Buying a house in your 50s? Cardinal rules to follow

Some of the important factors that you must take into account if you are thinking of buying a house after 50 years of age by taking a bank loan.

However, if the borrower can manage his EMI from the very beginning, he should not opt for moratorium even if the offers sound tempting

Rakesh Kumar, a railway employee in his mid-50s, never had to worry about buying a house. He had a transferable job and hence, his employer took care of his accommodation. Now that he was nearing his retirement, it was important for him to buy a flat. To his surprise, his loan application was rejected by several banks on the grounds that the majority of his loan tenure would fall in his post-retirement life.

Most of us tend to save for the down payment of a home loan after taking care of other financial goals such as children’s education and marriage. However, most people don’t take into consideration the fact that bankers may hesitate to approve loans once we cross 50, owing to our limited source of income.

Here are some of the important factors that you must take into account if you are thinking of buying a house after 50 years of age by taking a bank loan.


Your income is one of the most important criteria to judge your loan application. The possibility of loan approval increases if your pension is large enough to accommodate home loan EMIs. Usually, lenders prefer EMIs to be less than 40–50% of your monthly income. Also, EMI outgo on any existing loans will be subtracted from the total income while evaluating your loan repayment capacity. Consider including your spouse or working children as co-applicants of loan if your pension is not large enough to support EMIs.

Credit score

Your credit score plays an important role in your loan approval process. A lower credit score can dampen your chance for securing a loan. Avoid applying for loans with too many lenders at the same time; this may reflect negatively in your credit score.

Existing investments

You can offset the disadvantage of your age by using your existing investments as collaterals for your home loan. Investments made in bank fixed deposits, mutual funds, NSC, KVP etc improve your loan eligibility, as the lender will have something to fall back on in case you fail to pay back the loan.

Down payment

This is the amount that you will shell out of your own pocket to avail the home loan. Usually, lenders require you to pay 10–25% of your property value as down payment. They also consider age and repayment capacity to fix the down payment amount. Opt for a higher down payment, depending on your affordability. This may result in lower EMIs.

Type of loan

Based on the interest rate, there are two types of home loans — floating and fixed-rate. The interest rate for fixed-rate home loans remains the same during the entire tenure of a loan, while the interest rate for floating-rate loans varies according to the MCLR set by the bank. Although the floating-rate home loans work in your favour in case of a declining interest rate regime, the reverse is true during a rising interest rate regime. Some lenders have come up with a mixed variant where the interest rate is fixed for a predetermined period, following which it becomes a floating one.

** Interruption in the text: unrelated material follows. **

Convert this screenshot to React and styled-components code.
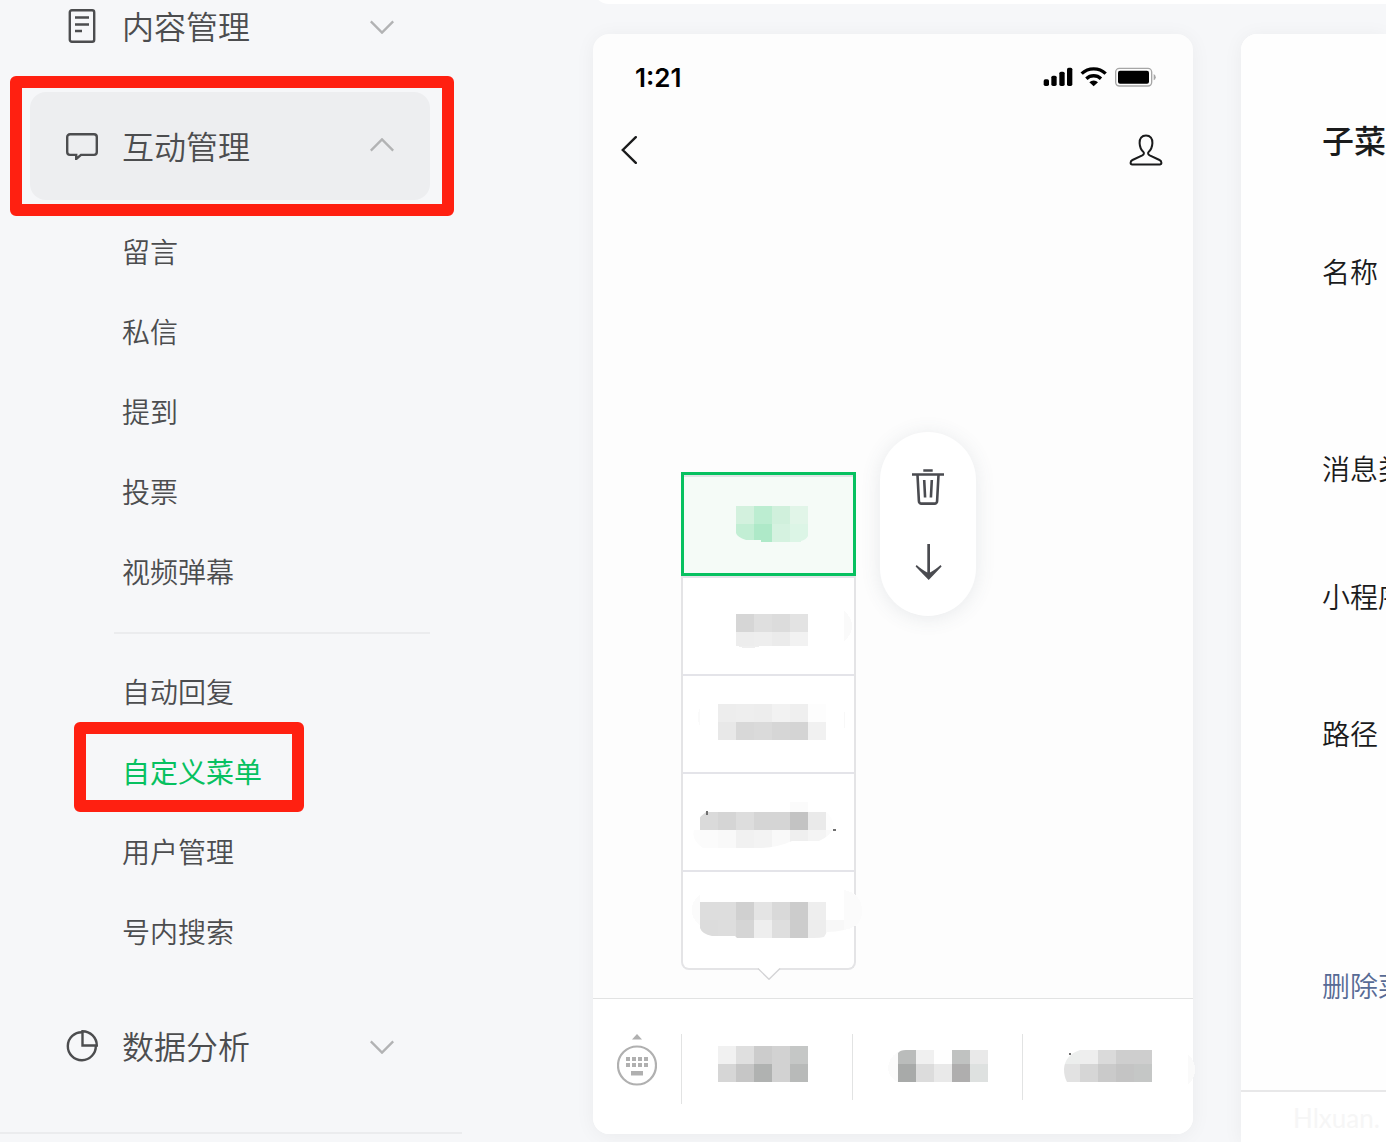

As your income in your post-retirement life will remain somewhat fixed, an increase in EMIs due to an increase in interest rate may adversely affect your monthly budget. Therefore, opt for a fixed-rate loan to ensure a certainty in your cash outflow in your post-retirement life.

Loan tenure

Generally, the tenure of home loans can be as high as 30 years. However, as lenders expect borrowers to complete the loan repayment before reaching 65-70 years of age, you may not be able to avail such lengthy tenures. Opt for a loan with a short tenure to reduce your interest payout. However, keep your cash flows in mind as a short-tenure loan will result in higher EMIs.

Pre-payment penalty

This penalty is levied when you pay the entire outstanding loan balance or a part of it before the completion of your loan tenure. However, this penalty is only applicable in case of fixed-rate home loans. Opt for prepayment of home loans (if your finances permit) as it results in reduced interest cost as well as a reduced EMI/loan tenure. However, do not use your retirement savings to prepay your home loans.

To sum it up, your monthly income, credit score, post-retirement income in the form of pension or annuities, and existing investments or properties will play a major role during the loan approval process. The other factors discussed will help you to bring down the interest cost of your loan and optimise your cash flows in your post-retirement life.